- Korea Black Friday festival boosts sales at largest retailers
- Barclays sees U.S. rate-rise bets delaying BOK easing to 2016
South Korea’s bonds are set for their worst quarter in more than two years on bets the central bank will delay interest-rate cuts.
Consumers returning to stores after the end of the Middle East Respiratory Syndrome outbreak boosted economic growth from a two-year low last quarter and the two-week Korea Black Friday shopping festival in October led to a 21 percent increase in sales at 22 large retailers. HSBC Holdings Plc and Nomura Holdings Inc. pushed back calls for a rate cut to next year, and Barclays Plc said rising odds of a U.S. borrowing cost increase will also delay further BOK easing.
Bonds slumped, with the three-year sovereign yield jumping 24 basis points from an all-time low of 1.57 percent on Sept. 30, the most since the three months ended June 2013. NH Investment & Securities Co. predicts it will rise another 10 basis points to end the year at 1.90 percent. The Bank of Korea will hold its main policy rate at 1.5 percent on Nov. 12, according to all 18 economists surveyed by Bloomberg.
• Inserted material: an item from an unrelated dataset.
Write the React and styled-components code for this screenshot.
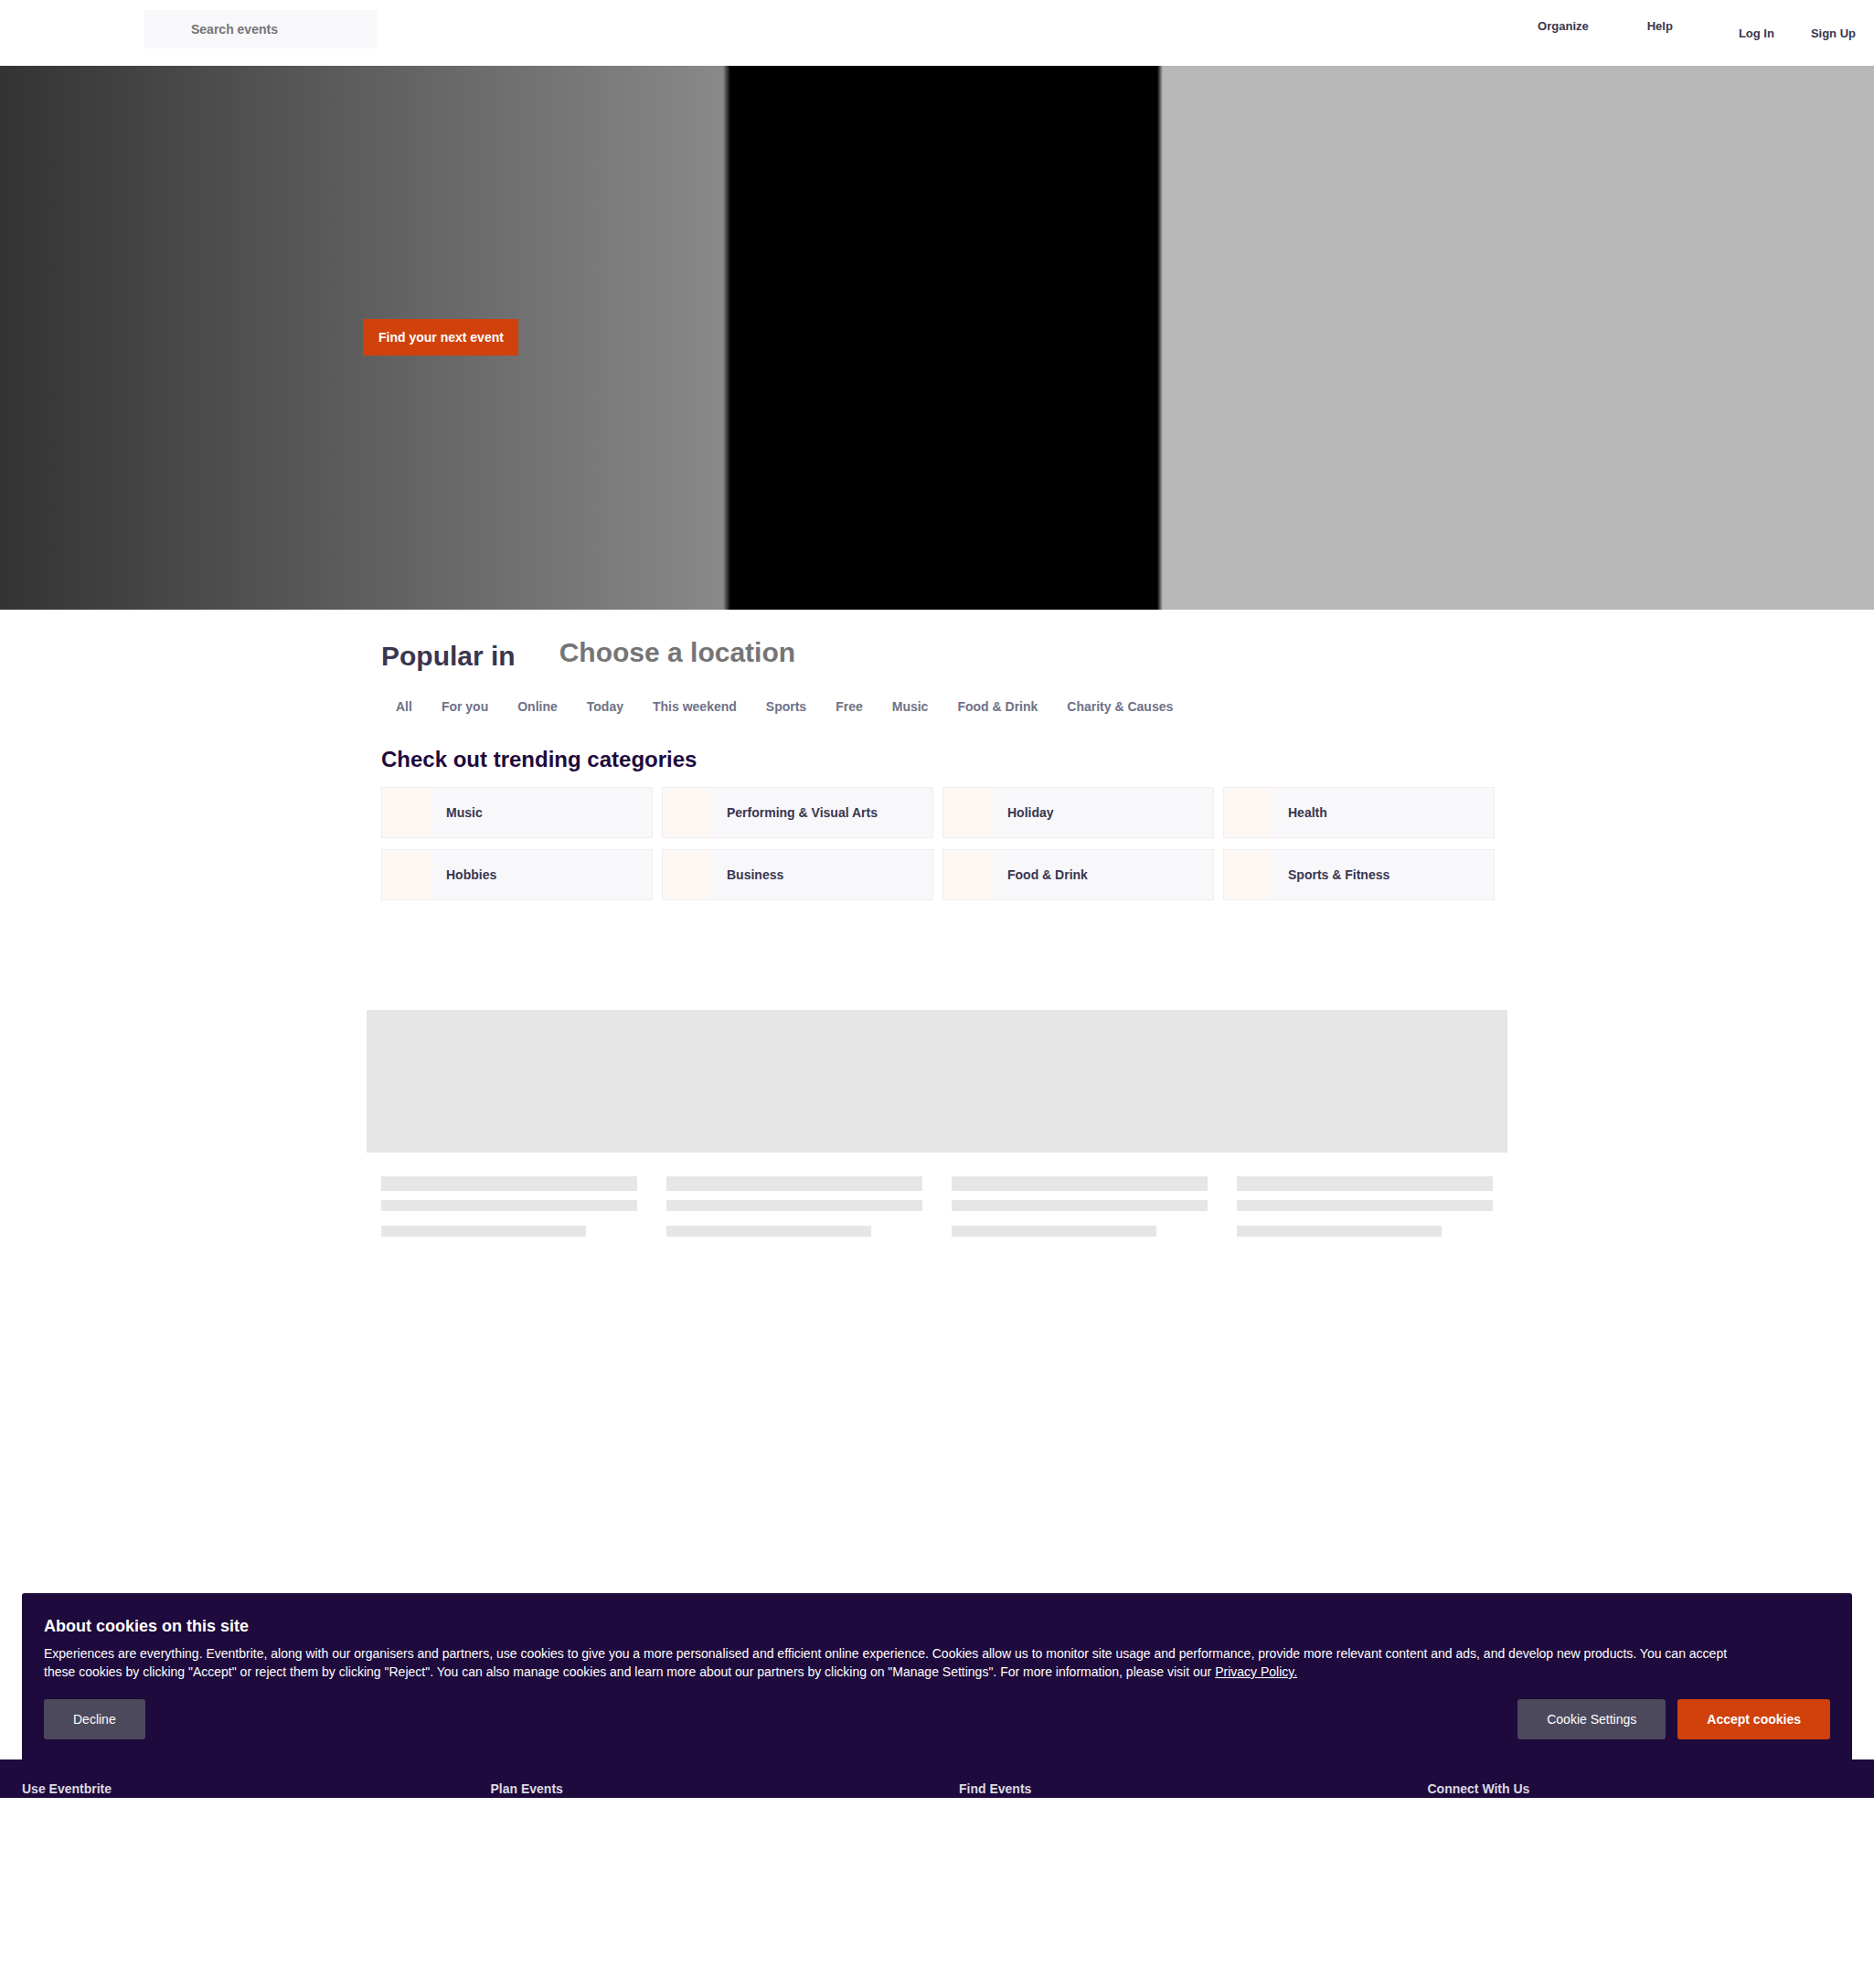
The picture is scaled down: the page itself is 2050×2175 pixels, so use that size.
import React from "react";
import styled, { createGlobalStyle } from "styled-components";

const GlobalStyle = createGlobalStyle`
  *, *::before, *::after { box-sizing: border-box; }
  body {
    margin: 0;
    background: #fff;
    color: #39364f;
    font-family: "Liberation Sans", Arial, sans-serif;
    font-size: 14px;
    line-height: 20px;
  }
  h1, h2, h3, p, ul { margin: 0; padding: 0; }
  ul { list-style: none; }
  a { color: inherit; text-decoration: none; }
  button, input { font: inherit; color: inherit; border: 0; border-radius: 0; }
`;

const Header = styled.header`
  display: flex;
  justify-content: space-between;
  align-items: flex-start;
  height: 72px;
  padding: 11px 20px 0 158px;
`;

const SearchInput = styled.input`
  width: 254px;
  height: 42px;
  padding: 0 16px 0 51px;
  background: #f8f7fa;
  font-weight: 700;
  &::placeholder { color: #757575; opacity: 1; }
`;

const Nav = styled.nav`
  display: flex;
  font-size: 13px;
  font-weight: 700;
`;

const NavGroup = styled.ul`
  display: flex;
  gap: ${(p) => p.$gap}px;
  && { padding: ${(p) => (p.$account ? "16px 0 0 72px" : "8px 0 0")}; }
`;

const Hero = styled.section`
  height: 595px;
  padding-top: 277px;
  background: linear-gradient(
    90deg,
    #333 0,
    #898989 791px,
    #000 799px,
    #000 1266px,
    #b8b8b8 1272px,
    #b8b8b8 100%
  );
`;

const Container = styled.div`
  width: 100%;
  max-width: 1248px;
  margin: 0 auto;
`;

const HeroInner = styled(Container)`
  max-width: 1256px;
`;

const HeroLink = styled.a`
  display: inline-flex;
  align-items: center;
  height: 40px;
  padding: 0 16px 0 17px;
  background: #d1410c;
  color: #fff;
  font-weight: 700;
`;

const Popular = styled(Container)`
  padding: 28px 14px 0 16px;
`;

const LocationRow = styled.div`
  display: flex;
  align-items: flex-start;
  gap: 48px;
  height: 56px;
  font-size: 30px;
  line-height: 38px;
  font-weight: 700;
`;

const LocationLabel = styled.label`
  padding-top: 4px;
`;

const LocationInput = styled.input`
  width: 320px;
  height: 38px;
  padding: 0;
  background: transparent;
  &::placeholder { color: #757575; opacity: 1; }
`;

const Tabs = styled.nav`
  display: flex;
  gap: 32px;
  padding: 12px 16px;
  color: #6f7287;
  font-weight: 700;
`;

const SectionTitle = styled.h2`
  && { margin-top: 20px; }
  color: #1e0a3c;
  font-size: 24px;
  line-height: 32px;
`;

const CategoryGrid = styled.div`
  display: grid;
  grid-template-columns: repeat(4, 1fr);
  gap: 12px 10px;
  margin-top: 14px;
`;

const CategoryCard = styled.a`
  display: flex;
  align-items: center;
  height: 56px;
  border: 1px solid #eeedf2;
  background: #f8f7fa;
  font-weight: 700;
`;

const CategoryThumb = styled.span`
  width: 54px;
  height: 100%;
  margin-right: 16px;
  background: #fef8f5;
`;

const Placeholder = styled(Container)`
  padding: 120px 0 390px;
`;

const Banner = styled.div`
  height: 156px;
  background: #e6e6e6;
`;

const SkeletonGrid = styled.div`
  display: grid;
  grid-template-columns: repeat(4, 1fr);
  margin-top: 26px;
`;

const SkeletonItem = styled.div`
  padding: 0 16px;
`;

const Bar = styled.div`
  width: ${(p) => (p.$short ? "80%" : "100%")};
  height: ${(p) => (p.$tall ? 16 : 12)}px;
  margin-top: ${(p) => p.$space || 0}px;
  background: #e6e6e6;
`;

const CookieBanner = styled.section`
  margin: 0 24px;
  padding: 24px 24px 22px;
  border-radius: 3px 3px 0 0;
  background: #1e0a3c;
  color: #fff;
`;

const CookieTitle = styled.h2`
  font-size: 18px;
  line-height: 24px;
`;

const CookieText = styled.p`
  max-width: 1860px;
  && { margin-top: 8px; }
`;

const PolicyLink = styled.a`
  && { text-decoration: underline; }
`;

const CookieActions = styled.div`
  display: flex;
  justify-content: space-between;
  margin-top: 20px;
`;

const ActionGroup = styled.div`
  display: flex;
  gap: 13px;
`;

const CookieButton = styled.button`
  height: 44px;
  padding: 0 32px;
  border-radius: 3px;
  background: ${(p) => (p.$primary ? "#d1410c" : "#4d495d")};
  color: #fff;
  font-weight: ${(p) => (p.$primary ? 700 : 400)};
`;

const Footer = styled.footer`
  display: grid;
  grid-template-columns: repeat(4, 1fr);
  height: 42px;
  padding-top: 22px;
  background: #1e0a3c;
  overflow: hidden;
`;

const FooterTitle = styled.h3`
  && { padding-left: 24px; }
  color: #dbdae3;
  font-size: 14px;
  line-height: 20px;
`;

const tabs = ["All", "For you", "Online", "Today", "This weekend", "Sports", "Free", "Music", "Food & Drink", "Charity & Causes"];
const categories = ["Music", "Performing & Visual Arts", "Holiday", "Health", "Hobbies", "Business", "Food & Drink", "Sports & Fitness"];
const footerTitles = ["Use Eventbrite", "Plan Events", "Find Events", "Connect With Us"];

export default function App() {
  return (
    <>
      <GlobalStyle />
      <Header>
        <SearchInput type="search" placeholder="Search events" aria-label="Search events" />
        <Nav>
          <NavGroup $gap={64}>
            <li><a href="#organize">Organize</a></li>
            <li><a href="#help">Help</a></li>
          </NavGroup>
          <NavGroup $gap={40} $account>
            <li><a href="#login">Log In</a></li>
            <li><a href="#signup">Sign Up</a></li>
          </NavGroup>
        </Nav>
      </Header>
      <main>
        <Hero>
          <HeroInner>
            <HeroLink href="#events">Find your next event</HeroLink>
          </HeroInner>
        </Hero>
        <Popular>
          <LocationRow>
            <LocationLabel htmlFor="location">Popular in</LocationLabel>
            <LocationInput id="location" type="text" placeholder="Choose a location" />
          </LocationRow>
          <Tabs>
            {tabs.map((t) => <a key={t} href="#events">{t}</a>)}
          </Tabs>
          <SectionTitle>Check out trending categories</SectionTitle>
          <CategoryGrid>
            {categories.map((c) => (
              <CategoryCard key={c} href="#category">
                <CategoryThumb />
                {c}
              </CategoryCard>
            ))}
          </CategoryGrid>
        </Popular>
        <Placeholder>
          <Banner />
          <SkeletonGrid>
            {[0, 1, 2, 3].map((i) => (
              <SkeletonItem key={i}>
                <Bar $tall />
                <Bar $space={10} />
                <Bar $space={16} $short />
              </SkeletonItem>
            ))}
          </SkeletonGrid>
        </Placeholder>
      </main>
      <CookieBanner>
        <CookieTitle>About cookies on this site</CookieTitle>
        <CookieText>
          Experiences are everything. Eventbrite, along with our organisers and partners, use cookies to give you a more
          personalised and efficient online experience. Cookies allow us to monitor site usage and performance, provide
          more relevant content and ads, and develop new products. You can accept these cookies by clicking "Accept" or
          reject them by clicking "Reject". You can also manage cookies and learn more about our partners by clicking on
          "Manage Settings". For more information, please visit our <PolicyLink href="#privacy">Privacy Policy.</PolicyLink>
        </CookieText>
        <CookieActions>
          <CookieButton type="button">Decline</CookieButton>
          <ActionGroup>
            <CookieButton type="button">Cookie Settings</CookieButton>
            <CookieButton type="button" $primary>Accept cookies</CookieButton>
          </ActionGroup>
        </CookieActions>
      </CookieBanner>
      <Footer>
        {footerTitles.map((t) => <FooterTitle key={t}>{t}</FooterTitle>)}
      </Footer>
    </>
  );
}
South Korea’s two-year bond yield has climbed nine basis points in the last three months, compared with three basis points rise in Australian sovereign notes with same maturities and 45 basis points in Indonesia’s rupiah-denominated debts.
"Investors are in a wait-and-see mode because there isn’t much room to profit from buying bonds,” said Moon Dong Hoon, Seoul-based head of fixed income at KB Asset Management Co., which oversees the equivalent of $42.3 billion. “It seems unlikely that the BOK will cut rates in the foreseeable future, so market participants are hesitant to jump in and buy bonds at current levels."
The spread between three-month certificates of deposit and similar-term CD forward contracts turned positive on Nov. 6 for the first time since June 2014, according to data compiled by Bloomberg. The gap averaged minus 20 basis points in the run-up to the four rate cuts since August 2014.
The yield on bonds maturing in June 2018 rose seven basis points to 1.80 percent on Monday, Korea Exchange prices show, while that on benchmark 10-year notes climbed nine basis points to 2.28 percent. NH Investment & Securities predicts the 10-year yield will end the year at 2.50 percent.
"The BOK will probably stay on hold by the first half of 2016, and economic indicators are likely to be good in the first quarter,” said Park Jong Youn, a fixed-income analyst at NH Investment & Securities. "It may be cheaper to buy bonds next year.”
Economic growth accelerated 2.6 percent in the third quarter from a year earlier, from 2.2 percent in the second. Private consumption rose 1.1 percent after shrinking in the preceding three months and government spending increased 1.9 percent. Consumer prices climbed 0.9 percent in October, the most in 11 months, while exports shrank for the 10th month.
The BOK said last month the economy will continue to recover on domestic demand even though there are uncertainties about the nation’s growth due to external conditions. The central bank cut its 2015 GDP expansion forecast to 2.7 percent from 2.8 percent and lowered next year’s estimate to 3.2 percent from 3.3 percent.
"While the authorities are tilting toward the view that the worst its over, the economy still lacks strong growth momentum,” said Kong Dong Rak, a Seoul-based fixed-income analyst at Korea Asset Investment Securities Co. “While we no longer expect the BOK to resume lowering rates this quarter, we expect them to cut by 25 basis points each in the first and second quarters of next year.”